Pernah pada suatu masa dalam hidupnya, berkat jasanya pada masyarakat, ia menerima begitu banyak hadiah. Hadiah itu malah diserahkannya pada bank untuk digunakan apabila sewaktu-waktu ada masyarakat yang membutuhkan. Anak-anaknya bisa menerima, tapi istrinya tidak. Istrinya menghendaki perhiasan yang memang dihadiahkan untuk dipakainya sendiri. Namun karena prinsipnya, Gandhi terus-terusan membujuk istrinya agar melepaskan harta tersebut.

Sewaktu baru tinggal di Afrika Selatan, ia ditolak duduk di gerbong kereta kelas satu hanya karena kulitnya yang berwarna. Padahal ia sudah membayar dengan harga sepantasnya. Karena tidak terima, ia ditinggalkan di stasiun berikutnya. Peristiwa tersebut menjadi awal dari perjuangannya melawan ketidakadilan. Namun setelahnya justru ia menghendaki bepergian dengan kelas tiga. Dengan begitu ia merasakan kedekatan dengan rakyat jelata, sekaligus bersinggungan dengan masalah yang nyata. Ia juga membangun komunitas-komunitas tempat orang bahu-membahu menyokong kehidupan bersama.

Puncaknya barangkali ketika ia memelopori gerakan ahimsa (nonkekerasan) dan swadesi dalam upaya menyingkirkan kolonialisasi Inggris atas India. Sebelum membaca autobiografinya, swadesi tampaknya satu-satunya hal yang saya ketahui tentang Gandhi karena berkali-kali menjadi hafalan dalam pelajaran IPS sewaktu SD. Menurut Kamus Besar Bahasa Indonesia v1.1, swadesi yaitu gerakan yang menganjurkan agar menggunakan barang-barang buatan sendiri. Salah satu upayanya dalam hal ini adalah dengan mencari jentera sampai ke pelosok India dan mengupah para tukang untuk mengurus kapas agar masyarakat dapat memulai membuat pakaiannya sendiri.

Prinsip-prinsipnya ini disebutnya sebagai eksperimen menuju Kebenaran. Ia seorang Hindu. Ia menghormati Kristen dan Islam, di samping terus memperdalam agamanya sendiri. Namun tuhannya, sebagaimana dikatakannya dalam halaman 444, adalah Kebenaran.

Di samping semangat asketisismenya itu, yang tidak kalah menakjubkan bagi saya ialah pada mulanya ia pemuda canggung dan pemalu.
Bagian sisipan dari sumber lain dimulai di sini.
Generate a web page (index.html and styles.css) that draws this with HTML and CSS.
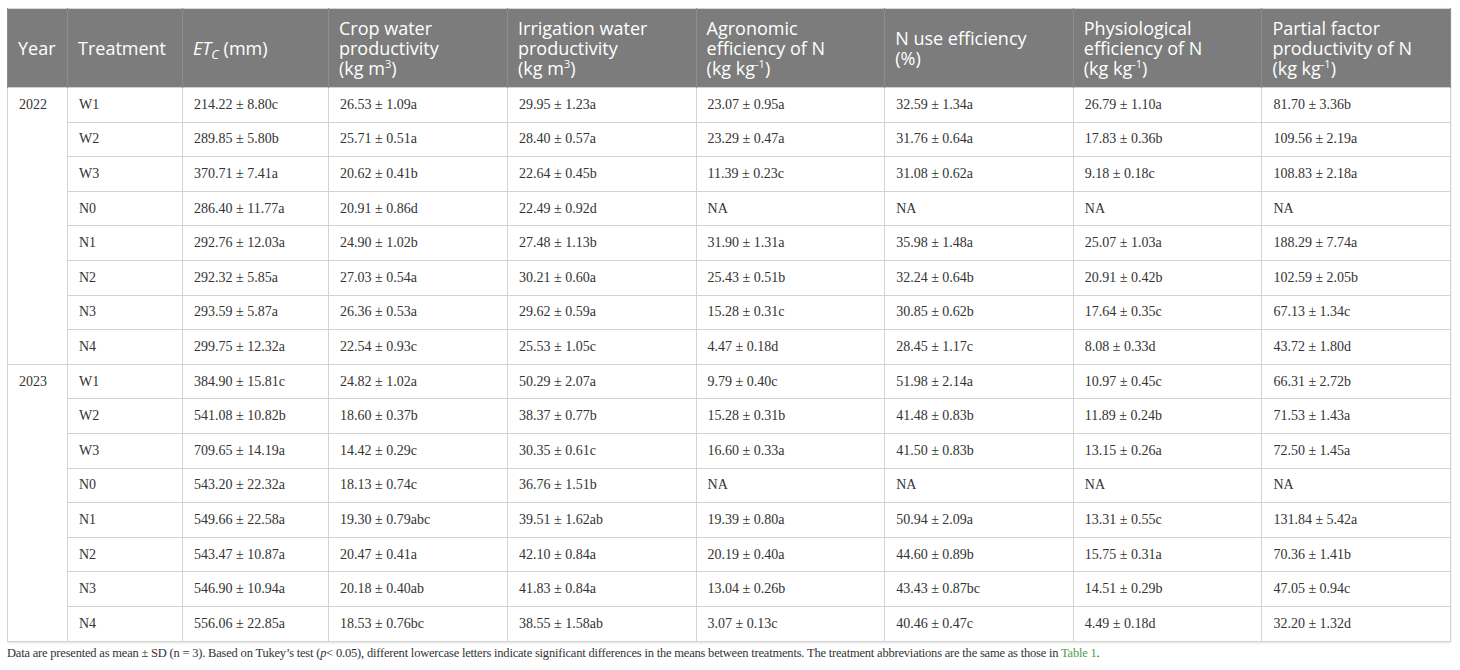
FILE: index.html
```html
<!DOCTYPE html>
<html lang="en">
<head>
    <meta charset="UTF-8">
    <meta name="viewport" content="width=device-width, initial-scale=1.0">
    <title>Water and N use efficiency</title>
    <link rel="stylesheet" href="styles.css">
</head>
<body>
    <div class="table-wrap">
        <table class="data-table">
            <colgroup>
                <col class="c-year">
                <col class="c-treat">
                <col class="c-etc">
                <col class="c-crop">
                <col class="c-wide">
                <col class="c-wide">
                <col class="c-wide">
                <col class="c-wide">
                <col class="c-wide">
            </colgroup>
            <thead>
                <tr>
                    <th>Year</th>
                    <th>Treatment</th>
                    <th><em>ET<sub>C</sub></em> (mm)</th>
                    <th>Crop water<br>productivity<br>(kg m<sup>3</sup>)</th>
                    <th>Irrigation water<br>productivity<br>(kg m<sup>3</sup>)</th>
                    <th>Agronomic<br>efficiency of N<br>(kg kg<sup>-1</sup>)</th>
                    <th>N use efficiency<br>(%)</th>
                    <th>Physiological<br>efficiency of N<br>(kg kg<sup>-1</sup>)</th>
                    <th>Partial factor<br>productivity of N<br>(kg kg<sup>-1</sup>)</th>
                </tr>
            </thead>
            <tbody>
                <tr>
                    <td class="year" rowspan="8">2022</td>
                    <td>W1</td><td>214.22 ± 8.80c</td><td>26.53 ± 1.09a</td><td>29.95 ± 1.23a</td><td>23.07 ± 0.95a</td><td>32.59 ± 1.34a</td><td>26.79 ± 1.10a</td><td>81.70 ± 3.36b</td>
                </tr>
                <tr><td>W2</td><td>289.85 ± 5.80b</td><td>25.71 ± 0.51a</td><td>28.40 ± 0.57a</td><td>23.29 ± 0.47a</td><td>31.76 ± 0.64a</td><td>17.83 ± 0.36b</td><td>109.56 ± 2.19a</td></tr>
                <tr><td>W3</td><td>370.71 ± 7.41a</td><td>20.62 ± 0.41b</td><td>22.64 ± 0.45b</td><td>11.39 ± 0.23c</td><td>31.08 ± 0.62a</td><td>9.18 ± 0.18c</td><td>108.83 ± 2.18a</td></tr>
                <tr><td>N0</td><td>286.40 ± 11.77a</td><td>20.91 ± 0.86d</td><td>22.49 ± 0.92d</td><td>NA</td><td>NA</td><td>NA</td><td>NA</td></tr>
                <tr><td>N1</td><td>292.76 ± 12.03a</td><td>24.90 ± 1.02b</td><td>27.48 ± 1.13b</td><td>31.90 ± 1.31a</td><td>35.98 ± 1.48a</td><td>25.07 ± 1.03a</td><td>188.29 ± 7.74a</td></tr>
                <tr><td>N2</td><td>292.32 ± 5.85a</td><td>27.03 ± 0.54a</td><td>30.21 ± 0.60a</td><td>25.43 ± 0.51b</td><td>32.24 ± 0.64b</td><td>20.91 ± 0.42b</td><td>102.59 ± 2.05b</td></tr>
                <tr><td>N3</td><td>293.59 ± 5.87a</td><td>26.36 ± 0.53a</td><td>29.62 ± 0.59a</td><td>15.28 ± 0.31c</td><td>30.85 ± 0.62b</td><td>17.64 ± 0.35c</td><td>67.13 ± 1.34c</td></tr>
                <tr><td>N4</td><td>299.75 ± 12.32a</td><td>22.54 ± 0.93c</td><td>25.53 ± 1.05c</td><td>4.47 ± 0.18d</td><td>28.45 ± 1.17c</td><td>8.08 ± 0.33d</td><td>43.72 ± 1.80d</td></tr>
                <tr>
                    <td class="year" rowspan="8">2023</td>
                    <td>W1</td><td>384.90 ± 15.81c</td><td>24.82 ± 1.02a</td><td>50.29 ± 2.07a</td><td>9.79 ± 0.40c</td><td>51.98 ± 2.14a</td><td>10.97 ± 0.45c</td><td>66.31 ± 2.72b</td>
                </tr>
                <tr><td>W2</td><td>541.08 ± 10.82b</td><td>18.60 ± 0.37b</td><td>38.37 ± 0.77b</td><td>15.28 ± 0.31b</td><td>41.48 ± 0.83b</td><td>11.89 ± 0.24b</td><td>71.53 ± 1.43a</td></tr>
                <tr><td>W3</td><td>709.65 ± 14.19a</td><td>14.42 ± 0.29c</td><td>30.35 ± 0.61c</td><td>16.60 ± 0.33a</td><td>41.50 ± 0.83b</td><td>13.15 ± 0.26a</td><td>72.50 ± 1.45a</td></tr>
                <tr><td>N0</td><td>543.20 ± 22.32a</td><td>18.13 ± 0.74c</td><td>36.76 ± 1.51b</td><td>NA</td><td>NA</td><td>NA</td><td>NA</td></tr>
                <tr><td>N1</td><td>549.66 ± 22.58a</td><td>19.30 ± 0.79abc</td><td>39.51 ± 1.62ab</td><td>19.39 ± 0.80a</td><td>50.94 ± 2.09a</td><td>13.31 ± 0.55c</td><td>131.84 ± 5.42a</td></tr>
                <tr><td>N2</td><td>543.47 ± 10.87a</td><td>20.47 ± 0.41a</td><td>42.10 ± 0.84a</td><td>20.19 ± 0.40a</td><td>44.60 ± 0.89b</td><td>15.75 ± 0.31a</td><td>70.36 ± 1.41b</td></tr>
                <tr><td>N3</td><td>546.90 ± 10.94a</td><td>20.18 ± 0.40ab</td><td>41.83 ± 0.84a</td><td>13.04 ± 0.26b</td><td>43.43 ± 0.87bc</td><td>14.51 ± 0.29b</td><td>47.05 ± 0.94c</td></tr>
                <tr><td>N4</td><td>556.06 ± 22.85a</td><td>18.53 ± 0.76bc</td><td>38.55 ± 1.58ab</td><td>3.07 ± 0.13c</td><td>40.46 ± 0.47c</td><td>4.49 ± 0.18d</td><td>32.20 ± 1.32d</td></tr>
            </tbody>
        </table>
    </div>
    <p class="table-note">Data are presented as mean ± SD (n = 3). Based on Tukey’s test (<em>p</em>&lt; 0.05), different lowercase letters indicate significant differences in the means between treatments. The treatment abbreviations are the same as those in <a class="ref-link" href="#">Table 1</a>.</p>
</body>
</html>
```

FILE: styles.css
```css
body {
    margin: 0;
    padding: 8px 10px 0 7px;
    background: #fff;
    color: #222;
}
.table-wrap {
    width: 1443px;
    box-shadow: 1px 1px 2px rgba(0, 0, 0, 0.12);
}
.data-table {
    width: 100%;
    table-layout: fixed;
    border-collapse: collapse;
    border: 1px solid #d6d6d6;
}
.c-year { width: 60px; }
.c-treat { width: 115px; }
.c-etc { width: 146px; }
.c-crop { width: 179px; }
.c-wide { width: 188.6px; }

.data-table th {
    background: #7b7c7b;
    color: #fff;
    font-family: "Open Sans", "DejaVu Sans", sans-serif;
    font-weight: 400;
    font-size: 18px;
    line-height: 20px;
    text-align: left;
    vertical-align: middle;
    white-space: nowrap;
    height: 78px;
    padding: 0 10px;
    border-left: 1px solid #8c8d8c;
    border-right: 1px solid #8c8d8c;
}
.data-table th sup {
    font-size: 11px;
    line-height: 0;
    vertical-align: 7px;
}
.data-table th sub {
    font-size: 13px;
    line-height: 0;
    vertical-align: -4px;
}
.data-table td {
    font-family: "Liberation Serif", "Times New Roman", serif;
    font-size: 14px;
    color: #333;
    height: 33.6px;
    padding: 0 11px;
    border: 1px solid #d2d2d2;
    vertical-align: middle;
    white-space: nowrap;
}
.data-table td.year {
    vertical-align: top;
    padding-top: 9px;
}
.table-note {
    margin: 4px 0 0 0;
    font-family: "Liberation Serif", "Times New Roman", serif;
    font-size: 12.5px;
    letter-spacing: -0.2px;
    color: #333;
}
.ref-link {
    color: #4c9d4c;
    text-decoration: none;
}
```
Ia disekolahkan ke Inggris supaya menjadi ahli hukum. Namun dalam masa awal praktiknya bertahun-tahun kemudian, ia bahkan tidak mampu berbicara saat persidangan. Ia merasa grogi saat harus berbicara di hadapan banyak orang. Sikap malunya ini tetap ada bahkan sewaktu namanya sudah dikenal. Namun hasratnya yang begitu besar untuk memperjuangkan keadilan dan mengabdi pada masyarakat tampaknya mengesampingkan kekurangannya itu.

Meski begitu, ada juga beberapa pandangannya yang tidak sesuai dengan saya, katakanlah, sehubungan dengan perbedaan kepercayaan. Adakalanya ia terlalu keras dengan prinsip-prinsipnya sendiri sehingga menimbulkan konflik dengan orang lain, atau mengakibatkan penderitaan bagi dirinya sendiri, dan ia menginsafi pula sifatnya itu. Jangankan dengan saya. Michael Hart tidak memasukkannya ke dalam Seratus Tokoh Paling Berpengaruh di Dunia antara lain atas pertimbangan bahwa pengaruh dari gerakannya itu tidaklah sebesar yang dibayangkan, kendati ia tergolong ke dalam Orang-orang Terhormat. Winston Churcill menyebutnya naked fakir. Pembunuhnya, seorang Hindu-India yang militan, menganggapnya terlalu memihak pada Islam. Bagaimanapun juga, bagi saya hal-hal tersebut tidak memungkiri hal-hal lainnya yang patut diteladani dari dirinya.